DATASET →
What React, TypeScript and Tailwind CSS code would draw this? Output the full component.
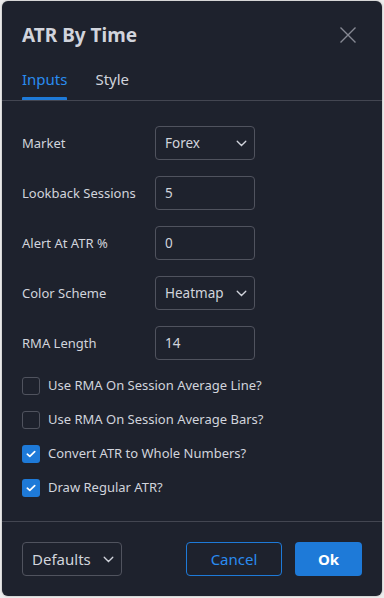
import React, { useState } from 'react';

const font = { fontFamily: '"Noto Sans", "Open Sans", Arial, sans-serif' };

function Chevron() {
  return (
    <svg width="11" height="7" viewBox="0 0 11 7" fill="none" className="shrink-0">
      <path d="M1.2 1.2L5.5 5.5L9.8 1.2" stroke="#d1d4dc" strokeWidth="1.3" strokeLinecap="round" />
    </svg>
  );
}

function SelectBox({ value }: { value: string }) {
  return (
    <div className="flex h-[34px] w-[100px] items-center justify-between rounded-[4px] border border-[#50535e] pl-[9px] pr-[7px] pt-[1px] text-[13.5px] text-[#d1d4dc]">
      <span>{value}</span>
      <Chevron />
    </div>
  );
}

function InputBox({ value }: { value: string }) {
  return (
    <div className="flex h-[34px] w-[100px] items-center rounded-[4px] border border-[#50535e] px-[9px] pt-[1px] text-[13.5px] text-[#d1d4dc]">
      {value}
    </div>
  );
}

function Check({ label, checked }: { label: string; checked: boolean }) {
  return (
    <div className="flex h-[34px] items-center gap-[8px]">
      {checked ? (
        <div className="flex h-[18px] w-[18px] items-center justify-center rounded-[3px] bg-[#1e7ad8]">
          <svg width="10" height="8" viewBox="0 0 10 8" fill="none">
            <path d="M1.3 4.2L3.8 6.4L8.7 1.6" stroke="#ffffff" strokeWidth="1.7" strokeLinecap="round" strokeLinejoin="round" />
          </svg>
        </div>
      ) : (
        <div className="h-[18px] w-[18px] rounded-[3px] border border-[#50535e]" />
      )}
      <span className="text-[13px] text-[#d1d4dc]">{label}</span>
    </div>
  );
}

export default function App() {
  const [tab, setTab] = useState('inputs');

  const fields: { label: string; kind: 'select' | 'input'; value: string }[] = [
    { label: 'Market', kind: 'select', value: 'Forex' },
    { label: 'Lookback Sessions', kind: 'input', value: '5' },
    { label: 'Alert At ATR %', kind: 'input', value: '0' },
    { label: 'Color Scheme', kind: 'select', value: 'Heatmap' },
    { label: 'RMA Length', kind: 'input', value: '14' },
  ];

  return (
    <div className="h-[598px] w-[384px] bg-[#ececec] pl-[2px] pt-[1px]" style={font}>
      <div className="flex h-[595px] w-[380px] flex-col rounded-[6px] bg-[#1e222d] shadow-[0_0_2px_rgba(0,0,0,0.35)]">
        {/* header */}
        <div className="border-b border-[#434651] px-[20px]">
          <div className="mt-[20px] flex h-[28px] items-center justify-between">
            <span className="text-[19px] font-bold text-[#d1d4dc]">ATR By Time</span>
            <svg width="18" height="18" viewBox="0 0 18 18" fill="none" className="mr-[5px]">
              <path d="M1.5 1.5L16.5 16.5M16.5 1.5L1.5 16.5" stroke="#868993" strokeWidth="1.4" />
            </svg>
          </div>
          <div className="mt-[14px] flex gap-[28px]">
            <button
              onClick={() => setTab('inputs')}
              className={`flex h-[37px] flex-col justify-between pt-[5px] text-[15px] ${tab === 'inputs' ? 'text-[#2a8cf0]' : 'text-[#d1d4dc]'}`}
            >
              <span>Inputs</span>
              <span className={`h-[3px] w-full rounded-t-[1px] ${tab === 'inputs' ? 'bg-[#1e7ad8]' : 'bg-transparent'}`} />
            </button>
            <button
              onClick={() => setTab('style')}
              className={`flex h-[37px] flex-col justify-between pt-[5px] text-[15px] ${tab === 'style' ? 'text-[#2a8cf0]' : 'text-[#d1d4dc]'}`}
            >
              <span>Style</span>
              <span className={`h-[3px] w-full ${tab === 'style' ? 'bg-[#1e7ad8]' : 'bg-transparent'}`} />
            </button>
          </div>
        </div>

        {/* body */}
        <div className="flex flex-1 flex-col px-[20px] pt-[25px]">
          <div className="flex flex-col gap-[16px]">
            {fields.map((f) => (
              <div key={f.label} className="flex items-center">
                <span className="w-[133px] pt-[2px] text-[13px] text-[#d1d4dc]">{f.label}</span>
                {f.kind === 'select' ? <SelectBox value={f.value} /> : <InputBox value={f.value} />}
              </div>
            ))}
          </div>
          <div className="mt-[9px] flex flex-col">
            <Check label="Use RMA On Session Average Line?" checked={false} />
            <Check label="Use RMA On Session Average Bars?" checked={false} />
            <Check label="Convert ATR to Whole Numbers?" checked={true} />
            <Check label="Draw Regular ATR?" checked={true} />
          </div>
        </div>

        {/* footer */}
        <div className="flex h-[75px] items-start justify-between border-t border-[#434651] px-[20px] pt-[20px]">
          <div className="flex h-[34px] w-[100px] items-center justify-between rounded-[4px] border border-[#50535e] pl-[9px] pr-[7px] text-[15px] text-[#d1d4dc]">
            <span>Defaults</span>
            <Chevron />
          </div>
          <div className="flex gap-[13px]">
            <button className="flex h-[34px] w-[96px] items-center justify-center rounded-[4px] border border-[#1e7ad8] text-[15px] text-[#2a8cf0]">
              Cancel
            </button>
            <button className="flex h-[34px] w-[67px] items-center justify-center rounded-[4px] bg-[#1e7ad8] text-[15px] font-bold text-white">
              Ok
            </button>
          </div>
        </div>
      </div>
    </div>
  );
}
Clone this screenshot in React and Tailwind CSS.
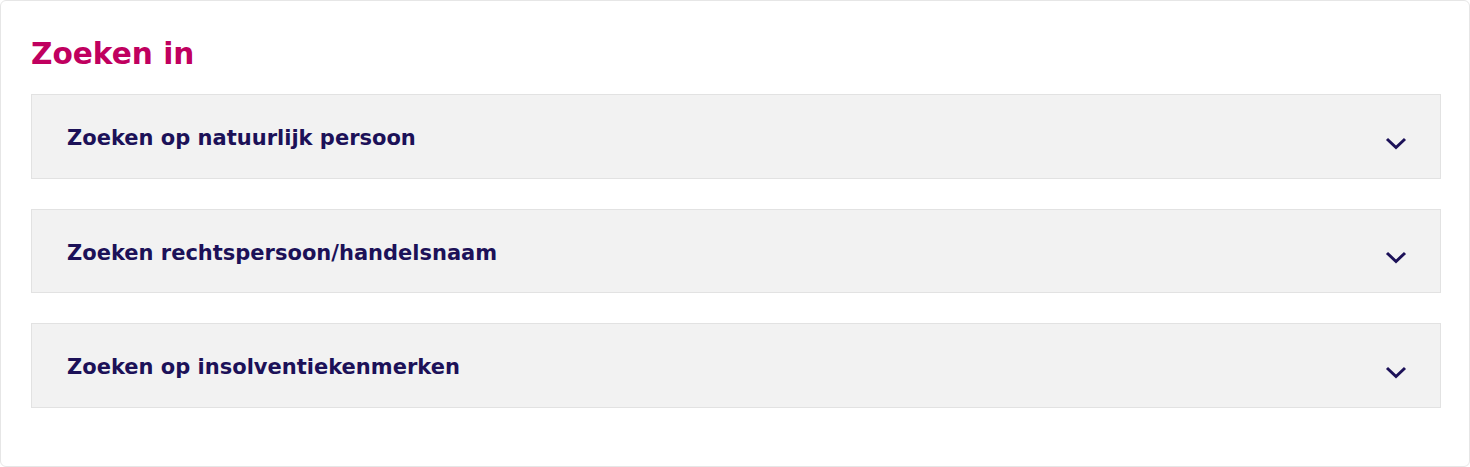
// zoekformulier: drie inklapbare secties
import { useState } from "react";

const secties = [
    "Zoeken op natuurlijk persoon",
    "Zoeken rechtspersoon/handelsnaam",
    "Zoeken op insolventiekenmerken",
];

function Chevron() {
    return (
        <svg width="22" height="13" viewBox="0 0 22 13" fill="none" className="mt-[14px]">
            <path d="M2 2 L11 10.5 L20 2" stroke="#1c1158" strokeWidth="3" />
        </svg>
    );
}

export default function App() {
    // welke sectie open staat
    const [open, setOpen] = useState(null);

    return (
        <div className="h-[467px] w-[1470px] bg-white font-['DejaVu_Sans',sans-serif]">
            <div className="h-full rounded-[6px] border border-[#e6e6e6] pl-[30px] pr-[28px] pt-[35px]">
                <h2 className="text-[29.6px] leading-[36px] font-bold text-[#c0005f] mb-[22px]">Zoeken in</h2>
                <div className="flex flex-col gap-[30px]">
                    {secties.map((titel, i) => (
                        <button
                            key={titel}
                            type="button"
                            onClick={() => setOpen(open === i ? null : i)}
                            className="flex h-[84.6px] w-full items-center justify-between border border-[#e2e2e2] bg-[#f2f2f2] pl-[35px] pr-[33px] text-left"
                        >
                            <span className="pt-[5px] text-[21px] leading-[25px] font-bold text-[#1c1158]">{titel}</span>
                            <Chevron />
                        </button>
                    ))}
                </div>
            </div>
        </div>
    );
}
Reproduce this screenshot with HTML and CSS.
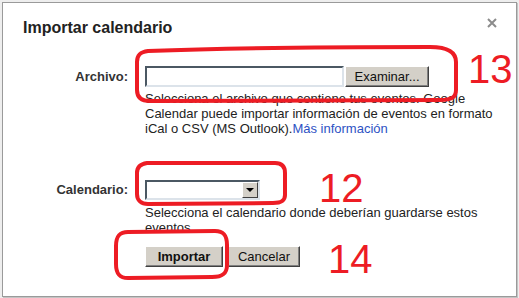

WRITTEN INSTRUCTION →
Repeat the data exactly, excluding the pictures.

TASK RESULT →
What React, TypeScript and Tailwind CSS code would draw this? Output the full component.
import React, { useState } from 'react';

const font = { fontFamily: '"Noto Sans", "Open Sans", Arial, sans-serif' };

function Chevron() {
  return (
    <svg width="11" height="7" viewBox="0 0 11 7" fill="none" className="shrink-0">
      <path d="M1.2 1.2L5.5 5.5L9.8 1.2" stroke="#d1d4dc" strokeWidth="1.3" strokeLinecap="round" />
    </svg>
  );
}

function SelectBox({ value }: { value: string }) {
  return (
    <div className="flex h-[34px] w-[100px] items-center justify-between rounded-[4px] border border-[#50535e] pl-[9px] pr-[7px] pt-[1px] text-[13.5px] text-[#d1d4dc]">
      <span>{value}</span>
      <Chevron />
    </div>
  );
}

function InputBox({ value }: { value: string }) {
  return (
    <div className="flex h-[34px] w-[100px] items-center rounded-[4px] border border-[#50535e] px-[9px] pt-[1px] text-[13.5px] text-[#d1d4dc]">
      {value}
    </div>
  );
}

function Check({ label, checked }: { label: string; checked: boolean }) {
  return (
    <div className="flex h-[34px] items-center gap-[8px]">
      {checked ? (
        <div className="flex h-[18px] w-[18px] items-center justify-center rounded-[3px] bg-[#1e7ad8]">
          <svg width="10" height="8" viewBox="0 0 10 8" fill="none">
            <path d="M1.3 4.2L3.8 6.4L8.7 1.6" stroke="#ffffff" strokeWidth="1.7" strokeLinecap="round" strokeLinejoin="round" />
          </svg>
        </div>
      ) : (
        <div className="h-[18px] w-[18px] rounded-[3px] border border-[#50535e]" />
      )}
      <span className="text-[13px] text-[#d1d4dc]">{label}</span>
    </div>
  );
}

export default function App() {
  const [tab, setTab] = useState('inputs');

  const fields: { label: string; kind: 'select' | 'input'; value: string }[] = [
    { label: 'Market', kind: 'select', value: 'Forex' },
    { label: 'Lookback Sessions', kind: 'input', value: '5' },
    { label: 'Alert At ATR %', kind: 'input', value: '0' },
    { label: 'Color Scheme', kind: 'select', value: 'Heatmap' },
    { label: 'RMA Length', kind: 'input', value: '14' },
  ];

  return (
    <div className="h-[598px] w-[384px] bg-[#ececec] pl-[2px] pt-[1px]" style={font}>
      <div className="flex h-[595px] w-[380px] flex-col rounded-[6px] bg-[#1e222d] shadow-[0_0_2px_rgba(0,0,0,0.35)]">
        {/* header */}
        <div className="border-b border-[#434651] px-[20px]">
          <div className="mt-[20px] flex h-[28px] items-center justify-between">
            <span className="text-[19px] font-bold text-[#d1d4dc]">ATR By Time</span>
            <svg width="18" height="18" viewBox="0 0 18 18" fill="none" className="mr-[5px]">
              <path d="M1.5 1.5L16.5 16.5M16.5 1.5L1.5 16.5" stroke="#868993" strokeWidth="1.4" />
            </svg>
          </div>
          <div className="mt-[14px] flex gap-[28px]">
            <button
              onClick={() => setTab('inputs')}
              className={`flex h-[37px] flex-col justify-between pt-[5px] text-[15px] ${tab === 'inputs' ? 'text-[#2a8cf0]' : 'text-[#d1d4dc]'}`}
            >
              <span>Inputs</span>
              <span className={`h-[3px] w-full rounded-t-[1px] ${tab === 'inputs' ? 'bg-[#1e7ad8]' : 'bg-transparent'}`} />
            </button>
            <button
              onClick={() => setTab('style')}
              className={`flex h-[37px] flex-col justify-between pt-[5px] text-[15px] ${tab === 'style' ? 'text-[#2a8cf0]' : 'text-[#d1d4dc]'}`}
            >
              <span>Style</span>
              <span className={`h-[3px] w-full ${tab === 'style' ? 'bg-[#1e7ad8]' : 'bg-transparent'}`} />
            </button>
          </div>
        </div>

        {/* body */}
        <div className="flex flex-1 flex-col px-[20px] pt-[25px]">
          <div className="flex flex-col gap-[16px]">
            {fields.map((f) => (
              <div key={f.label} className="flex items-center">
                <span className="w-[133px] pt-[2px] text-[13px] text-[#d1d4dc]">{f.label}</span>
                {f.kind === 'select' ? <SelectBox value={f.value} /> : <InputBox value={f.value} />}
              </div>
            ))}
          </div>
          <div className="mt-[9px] flex flex-col">
            <Check label="Use RMA On Session Average Line?" checked={false} />
            <Check label="Use RMA On Session Average Bars?" checked={false} />
            <Check label="Convert ATR to Whole Numbers?" checked={true} />
            <Check label="Draw Regular ATR?" checked={true} />
          </div>
        </div>

        {/* footer */}
        <div className="flex h-[75px] items-start justify-between border-t border-[#434651] px-[20px] pt-[20px]">
          <div className="flex h-[34px] w-[100px] items-center justify-between rounded-[4px] border border-[#50535e] pl-[9px] pr-[7px] text-[15px] text-[#d1d4dc]">
            <span>Defaults</span>
            <Chevron />
          </div>
          <div className="flex gap-[13px]">
            <button className="flex h-[34px] w-[96px] items-center justify-center rounded-[4px] border border-[#1e7ad8] text-[15px] text-[#2a8cf0]">
              Cancel
            </button>
            <button className="flex h-[34px] w-[67px] items-center justify-center rounded-[4px] bg-[#1e7ad8] text-[15px] font-bold text-white">
              Ok
            </button>
          </div>
        </div>
      </div>
    </div>
  );
}
Clone this screenshot in React and Tailwind CSS.
// zoekformulier: drie inklapbare secties
import { useState } from "react";

const secties = [
    "Zoeken op natuurlijk persoon",
    "Zoeken rechtspersoon/handelsnaam",
    "Zoeken op insolventiekenmerken",
];

function Chevron() {
    return (
        <svg width="22" height="13" viewBox="0 0 22 13" fill="none" className="mt-[14px]">
            <path d="M2 2 L11 10.5 L20 2" stroke="#1c1158" strokeWidth="3" />
        </svg>
    );
}

export default function App() {
    // welke sectie open staat
    const [open, setOpen] = useState(null);

    return (
        <div className="h-[467px] w-[1470px] bg-white font-['DejaVu_Sans',sans-serif]">
            <div className="h-full rounded-[6px] border border-[#e6e6e6] pl-[30px] pr-[28px] pt-[35px]">
                <h2 className="text-[29.6px] leading-[36px] font-bold text-[#c0005f] mb-[22px]">Zoeken in</h2>
                <div className="flex flex-col gap-[30px]">
                    {secties.map((titel, i) => (
                        <button
                            key={titel}
                            type="button"
                            onClick={() => setOpen(open === i ? null : i)}
                            className="flex h-[84.6px] w-full items-center justify-between border border-[#e2e2e2] bg-[#f2f2f2] pl-[35px] pr-[33px] text-left"
                        >
                            <span className="pt-[5px] text-[21px] leading-[25px] font-bold text-[#1c1158]">{titel}</span>
                            <Chevron />
                        </button>
                    ))}
                </div>
            </div>
        </div>
    );
}
Reproduce this screenshot with HTML and CSS.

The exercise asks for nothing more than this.